Foundations of physics and/or philosophy of physics, and in particular, posts on unresolved or controversial issues

The Quantum Theory of the Electron and the Photon

Postby Yablon » Sun Oct 15, 2017 7:11 am

Dear Friends,

It has been awhile since I posted here. But in addition to spending a lot of quality time with my two new grandsons and tending to my patent business, I have been quietly busy with my physics enterprise over the past several months. The result is a draft paper at http://vixra.org/pdf/1710.0159v1.pdf which is still a few week away from completion, but which contains enough new material that I felt compelled to share it publicly at this time.

Briefly, several months ago I submitted by work on Lorentz force geometrization and electromagnetic time dilations to a top journal and it was rejected. The core of the rejection was that the metric which is (3.3) in the present paper was "peculiar" and apparently not in accord with known relativistic physics because of its being quadratic in the line element . I recognized that the reviewer was wrong to have knee-jerk rejected because of an unusual-looking metric, but as I thought about it I realized that the quadratic solution to this metric which is (3.5) in this paper actually did warrant a level of deep development that I had not previously done. I simply was presenting (3.5) as a result but not studying it closely to see where it leads. So although the review made a wrong rejection, it was actually very helpful, because by targeting these two equations it forced my to develop (3.3) and (3.5). The present paper is that development.

Specifically, following this review, I quickly came to realize that (3.5) when pursued to its logical conclusion, leads to a heretofore unknown variant of Dirac's equation which is finally arrived at, at (12.5) and (12.6). This does for Dirac theory what general relativity did for Newton's theory: it contains the earlier theory in the linear limit, but produces even greater precision for the predictions and explanations that the theory offers. And perhaps the most important new precision it offers, is that it naturally encompasses the magnetic moment anomaly in a way that Dirac theory does not.

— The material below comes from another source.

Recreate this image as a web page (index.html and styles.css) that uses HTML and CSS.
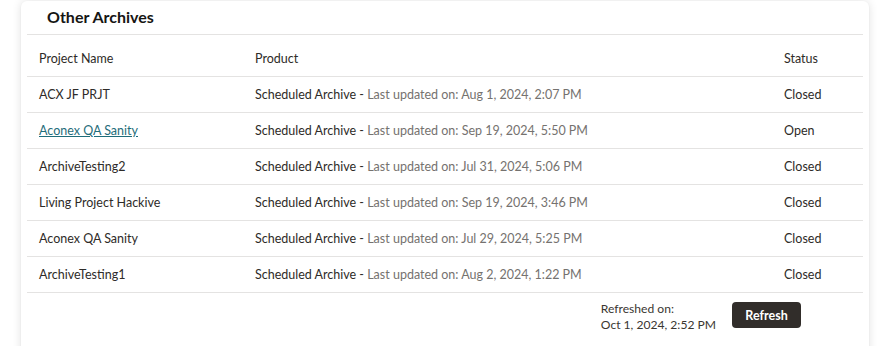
FILE: index.html
```html
<!DOCTYPE html>
<html>
<head>
<meta charset="utf-8">
<link rel="stylesheet" href="styles.css">
</head>
<body>
<div class="card">
  <h2 class="title">Other Archives</h2>
  <table class="grid">
    <thead>
      <tr><th class="c-name">Project Name</th><th class="c-prod">Product</th><th class="c-status">Status</th></tr>
    </thead>
    <tbody>
      <tr><td>ACX JF PRJT</td><td>Scheduled Archive - <span class="muted">Last updated on: Aug 1, 2024, 2:07 PM</span></td><td>Closed</td></tr>
      <tr><td><a class="link" href="#">Aconex QA Sanity</a></td><td>Scheduled Archive - <span class="muted">Last updated on: Sep 19, 2024, 5:50 PM</span></td><td>Open</td></tr>
      <tr><td>ArchiveTesting2</td><td>Scheduled Archive - <span class="muted">Last updated on: Jul 31, 2024, 5:06 PM</span></td><td>Closed</td></tr>
      <tr><td>Living Project Hackive</td><td>Scheduled Archive - <span class="muted">Last updated on: Sep 19, 2024, 3:46 PM</span></td><td>Closed</td></tr>
      <tr><td>Aconex QA Sanity</td><td>Scheduled Archive - <span class="muted">Last updated on: Jul 29, 2024, 5:25 PM</span></td><td>Closed</td></tr>
      <tr><td>ArchiveTesting1</td><td>Scheduled Archive - <span class="muted">Last updated on: Aug 2, 2024, 1:22 PM</span></td><td>Closed</td></tr>
    </tbody>
  </table>
  <div class="footer">
    <div class="refreshed">Refreshed on:<br>Oct 1, 2024, 2:52 PM</div>
    <button class="btn">Refresh</button>
  </div>
</div>
</body>
</html>
```
FILE: styles.css
```css
html, body { margin: 0; padding: 0; background: #ffffff; }
body {
  font-family: Lato, "Noto Sans", sans-serif;
  font-size: 12.5px;
  color: #2e2b28;
  padding: 1px 24px 0 21px;
  height: 345px;
  overflow: hidden;
}
.card {
  width: 848px;
  box-sizing: border-box;
  background: #fff;
  border-radius: 6px;
  box-shadow: 0 0 10px rgba(0,0,0,0.12), 0 1px 2px rgba(0,0,0,0.06);
  padding: 0 6px 20px;
  height: 380px;
}
.title {
  margin: 0;
  padding: 0 20px 2px;
  height: 31px;
  line-height: 31px;
  font-size: 16px;
  font-weight: 700;
  color: #161513;
  border-bottom: 1px solid #e4e3e2;
}
.grid {
  width: 100%;
  border-collapse: collapse;
}
.grid th, .grid td {
  text-align: left;
  font-weight: 400;
  padding: 0 0 0 12px;
  border-bottom: 1px solid #e4e3e2;
  white-space: nowrap;
}
.grid th { height: 36px; padding-top: 5px; }
.grid td { height: 35px; }
.c-name { width: 204px; }
.c-prod { width: 517px; }
.muted { color: #75726f; }
.link { color: #1f6d7a; text-decoration: underline; }
.footer {
  display: flex;
  justify-content: flex-end;
  align-items: flex-start;
  gap: 16px;
  padding: 8px 62px 0 0;
}
.refreshed { line-height: 16px; color: #3a3631; font-size: 12.1px; }
.btn {
  font-family: Lato, "Noto Sans", sans-serif;
  font-size: 12.5px;
  font-weight: 700;
  color: #fff;
  background: #312d2a;
  border: none;
  border-radius: 4px;
  width: 69px;
  height: 26px;
  padding: 0;
  margin-top: 1px;
}
```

If somebody is honest about Dirac's equation, they must admit that it does not, by itself, explain the magnetic moment anomaly with a g-factor slightly larger than 2. It only explains the Dirac g-factor being equal to 2. The anomaly requires ad hoc add-ons to Dirac, in the form of renormalization which is very accurate, but also with infinities which are very funky as Dirac and Feynman and many others have recognized. Here, the Dirac equation naturally contains the anomalies without having to add on anything. Using Newton and GR as an example, attempting to explain the anomaly using Dirac's equation is like trying to explain perihelion precession using Newton's equation. It may be possible, but it is rather ugly.

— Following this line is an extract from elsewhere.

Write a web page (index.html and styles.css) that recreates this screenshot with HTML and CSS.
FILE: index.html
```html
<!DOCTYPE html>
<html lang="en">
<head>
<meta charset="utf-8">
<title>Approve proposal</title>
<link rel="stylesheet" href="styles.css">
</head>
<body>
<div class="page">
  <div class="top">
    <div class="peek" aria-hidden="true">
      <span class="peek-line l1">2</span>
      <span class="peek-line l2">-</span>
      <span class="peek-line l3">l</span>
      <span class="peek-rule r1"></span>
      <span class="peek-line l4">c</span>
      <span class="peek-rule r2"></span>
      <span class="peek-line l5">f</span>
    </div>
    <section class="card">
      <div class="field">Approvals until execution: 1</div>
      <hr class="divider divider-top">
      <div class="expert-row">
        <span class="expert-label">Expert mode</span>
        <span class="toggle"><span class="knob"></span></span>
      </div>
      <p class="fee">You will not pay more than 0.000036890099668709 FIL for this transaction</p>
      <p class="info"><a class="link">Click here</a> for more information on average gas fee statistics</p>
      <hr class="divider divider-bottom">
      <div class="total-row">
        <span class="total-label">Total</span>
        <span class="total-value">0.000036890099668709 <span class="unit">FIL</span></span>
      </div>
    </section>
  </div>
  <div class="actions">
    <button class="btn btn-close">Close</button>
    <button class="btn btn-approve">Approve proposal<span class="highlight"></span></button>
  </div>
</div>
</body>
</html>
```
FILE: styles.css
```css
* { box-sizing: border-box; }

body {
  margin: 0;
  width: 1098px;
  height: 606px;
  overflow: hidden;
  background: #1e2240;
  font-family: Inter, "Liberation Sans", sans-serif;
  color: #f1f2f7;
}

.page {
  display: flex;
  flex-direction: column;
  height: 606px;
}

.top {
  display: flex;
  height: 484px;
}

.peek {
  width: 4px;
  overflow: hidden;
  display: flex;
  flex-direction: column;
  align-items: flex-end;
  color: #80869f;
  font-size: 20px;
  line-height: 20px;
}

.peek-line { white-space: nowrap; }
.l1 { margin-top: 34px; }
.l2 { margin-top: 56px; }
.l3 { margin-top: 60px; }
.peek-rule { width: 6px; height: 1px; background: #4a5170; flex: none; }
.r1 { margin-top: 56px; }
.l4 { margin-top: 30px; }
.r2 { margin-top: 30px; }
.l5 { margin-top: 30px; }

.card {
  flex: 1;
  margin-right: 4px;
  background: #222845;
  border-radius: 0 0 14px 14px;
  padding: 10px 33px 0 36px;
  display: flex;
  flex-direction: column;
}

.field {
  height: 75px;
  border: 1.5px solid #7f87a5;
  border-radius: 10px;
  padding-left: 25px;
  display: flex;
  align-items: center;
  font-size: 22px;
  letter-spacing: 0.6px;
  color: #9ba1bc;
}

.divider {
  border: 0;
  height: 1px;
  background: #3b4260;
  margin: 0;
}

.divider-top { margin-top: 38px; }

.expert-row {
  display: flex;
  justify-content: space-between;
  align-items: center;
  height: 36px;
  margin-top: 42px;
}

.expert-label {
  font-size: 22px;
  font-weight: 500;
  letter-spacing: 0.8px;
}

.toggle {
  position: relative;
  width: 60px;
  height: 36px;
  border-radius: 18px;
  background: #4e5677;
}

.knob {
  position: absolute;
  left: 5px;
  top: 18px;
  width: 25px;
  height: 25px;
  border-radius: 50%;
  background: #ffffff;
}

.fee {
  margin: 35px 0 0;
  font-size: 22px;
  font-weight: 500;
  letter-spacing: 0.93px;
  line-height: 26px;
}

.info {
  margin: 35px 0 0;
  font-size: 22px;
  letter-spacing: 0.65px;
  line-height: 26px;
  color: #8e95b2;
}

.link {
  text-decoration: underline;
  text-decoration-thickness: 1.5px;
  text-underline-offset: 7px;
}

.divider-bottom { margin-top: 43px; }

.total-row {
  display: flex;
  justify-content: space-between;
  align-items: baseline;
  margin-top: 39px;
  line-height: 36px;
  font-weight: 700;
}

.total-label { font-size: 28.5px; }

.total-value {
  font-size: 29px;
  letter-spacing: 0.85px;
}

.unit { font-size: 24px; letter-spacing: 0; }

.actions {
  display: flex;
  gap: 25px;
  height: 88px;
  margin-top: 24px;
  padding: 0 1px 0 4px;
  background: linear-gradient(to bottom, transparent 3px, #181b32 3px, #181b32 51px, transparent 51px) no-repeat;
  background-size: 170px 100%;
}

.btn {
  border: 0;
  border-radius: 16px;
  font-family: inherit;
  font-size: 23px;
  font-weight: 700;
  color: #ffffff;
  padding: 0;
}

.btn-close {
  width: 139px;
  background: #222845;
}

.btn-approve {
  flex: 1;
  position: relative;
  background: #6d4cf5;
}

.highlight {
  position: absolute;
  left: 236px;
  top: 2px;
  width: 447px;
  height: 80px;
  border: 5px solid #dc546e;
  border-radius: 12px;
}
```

Those who have followed my work will know that I have previously used the EM time dilations to explain the anomaly. But if I am honest, I did so in a way that relied partly upon my own intuition. Here, the anomaly explanation grows out of the rigorous mathematical development with no intuition required, and while as I have always believed the lepton anomalies are connected to the EM time dilations arising from electromagnetic self-interactions (which self-interactions are what the Feynman loop diagrams are all about), the rigorous development taught me that my previous connection of time dilation to the anomaly was off by about a factor of 2.

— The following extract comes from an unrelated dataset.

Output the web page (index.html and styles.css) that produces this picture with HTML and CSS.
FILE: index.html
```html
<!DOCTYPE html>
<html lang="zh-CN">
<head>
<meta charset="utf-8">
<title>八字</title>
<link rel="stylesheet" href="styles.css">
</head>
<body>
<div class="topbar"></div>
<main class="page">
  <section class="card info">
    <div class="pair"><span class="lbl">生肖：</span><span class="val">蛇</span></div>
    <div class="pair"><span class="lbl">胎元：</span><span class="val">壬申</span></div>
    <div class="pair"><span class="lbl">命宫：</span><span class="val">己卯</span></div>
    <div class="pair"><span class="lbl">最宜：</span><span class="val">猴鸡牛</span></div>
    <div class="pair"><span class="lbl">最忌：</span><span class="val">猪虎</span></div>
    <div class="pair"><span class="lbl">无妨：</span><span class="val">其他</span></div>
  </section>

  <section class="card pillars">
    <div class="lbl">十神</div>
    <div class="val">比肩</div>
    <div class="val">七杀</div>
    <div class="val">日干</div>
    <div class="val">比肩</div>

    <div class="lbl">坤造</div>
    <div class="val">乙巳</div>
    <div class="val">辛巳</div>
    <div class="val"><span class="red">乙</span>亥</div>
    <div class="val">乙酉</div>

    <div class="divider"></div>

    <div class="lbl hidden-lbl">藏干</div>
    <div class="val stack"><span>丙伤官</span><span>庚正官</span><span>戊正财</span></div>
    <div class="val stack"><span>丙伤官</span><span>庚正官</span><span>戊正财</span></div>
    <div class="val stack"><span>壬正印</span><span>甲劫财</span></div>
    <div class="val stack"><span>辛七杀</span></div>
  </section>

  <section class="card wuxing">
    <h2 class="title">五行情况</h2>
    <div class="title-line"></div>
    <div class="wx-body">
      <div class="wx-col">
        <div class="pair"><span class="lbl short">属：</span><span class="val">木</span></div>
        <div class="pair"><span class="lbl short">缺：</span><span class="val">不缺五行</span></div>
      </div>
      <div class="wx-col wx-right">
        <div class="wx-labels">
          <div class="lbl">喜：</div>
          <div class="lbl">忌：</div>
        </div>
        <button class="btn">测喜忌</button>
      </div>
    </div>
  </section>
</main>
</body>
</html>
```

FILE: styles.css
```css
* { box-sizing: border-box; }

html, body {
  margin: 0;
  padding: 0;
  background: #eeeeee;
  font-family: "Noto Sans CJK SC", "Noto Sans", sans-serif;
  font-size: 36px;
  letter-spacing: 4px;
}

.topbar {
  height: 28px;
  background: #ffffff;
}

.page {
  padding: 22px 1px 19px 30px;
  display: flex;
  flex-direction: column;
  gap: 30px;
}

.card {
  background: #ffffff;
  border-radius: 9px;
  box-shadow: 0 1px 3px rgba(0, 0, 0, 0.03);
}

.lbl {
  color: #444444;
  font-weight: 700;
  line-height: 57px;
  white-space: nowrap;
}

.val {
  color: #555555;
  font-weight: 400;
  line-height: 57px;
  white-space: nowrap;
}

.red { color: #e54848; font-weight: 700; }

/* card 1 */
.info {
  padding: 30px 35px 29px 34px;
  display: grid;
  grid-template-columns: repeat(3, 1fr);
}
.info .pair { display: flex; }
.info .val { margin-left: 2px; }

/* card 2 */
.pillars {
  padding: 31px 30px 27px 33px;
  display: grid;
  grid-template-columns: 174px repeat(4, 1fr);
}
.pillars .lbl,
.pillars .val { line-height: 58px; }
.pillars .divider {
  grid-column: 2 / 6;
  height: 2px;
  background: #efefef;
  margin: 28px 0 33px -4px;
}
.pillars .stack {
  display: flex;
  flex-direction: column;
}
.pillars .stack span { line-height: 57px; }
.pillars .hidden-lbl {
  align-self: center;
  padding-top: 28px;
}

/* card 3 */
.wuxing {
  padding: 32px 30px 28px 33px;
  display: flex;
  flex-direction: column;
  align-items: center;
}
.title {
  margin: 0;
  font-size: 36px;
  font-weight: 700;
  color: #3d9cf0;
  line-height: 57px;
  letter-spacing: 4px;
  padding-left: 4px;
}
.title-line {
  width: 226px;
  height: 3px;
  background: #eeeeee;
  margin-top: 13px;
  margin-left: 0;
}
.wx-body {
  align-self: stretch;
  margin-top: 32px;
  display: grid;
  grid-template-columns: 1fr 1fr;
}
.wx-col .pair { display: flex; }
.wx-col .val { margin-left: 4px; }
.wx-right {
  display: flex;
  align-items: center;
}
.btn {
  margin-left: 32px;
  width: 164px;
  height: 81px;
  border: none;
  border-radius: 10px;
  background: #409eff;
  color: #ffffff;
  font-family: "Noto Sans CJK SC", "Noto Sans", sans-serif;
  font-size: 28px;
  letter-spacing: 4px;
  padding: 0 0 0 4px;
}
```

In sections 19 and 22, for those who would (rightly) demand ways to experimentally test this theory, I have presented seven different tests so far, using my Dirac Hamiltonian (16.13) / (16.14). The final material I plan to develop in the next few weeks before this paper is fully complete, will do for the magnetic moment portion of the Hamiltonian, what present sections 21 and 22 do for the classical Schrödinger portion of the Hamiltonian. I anticipate coming across additional experiments in the process.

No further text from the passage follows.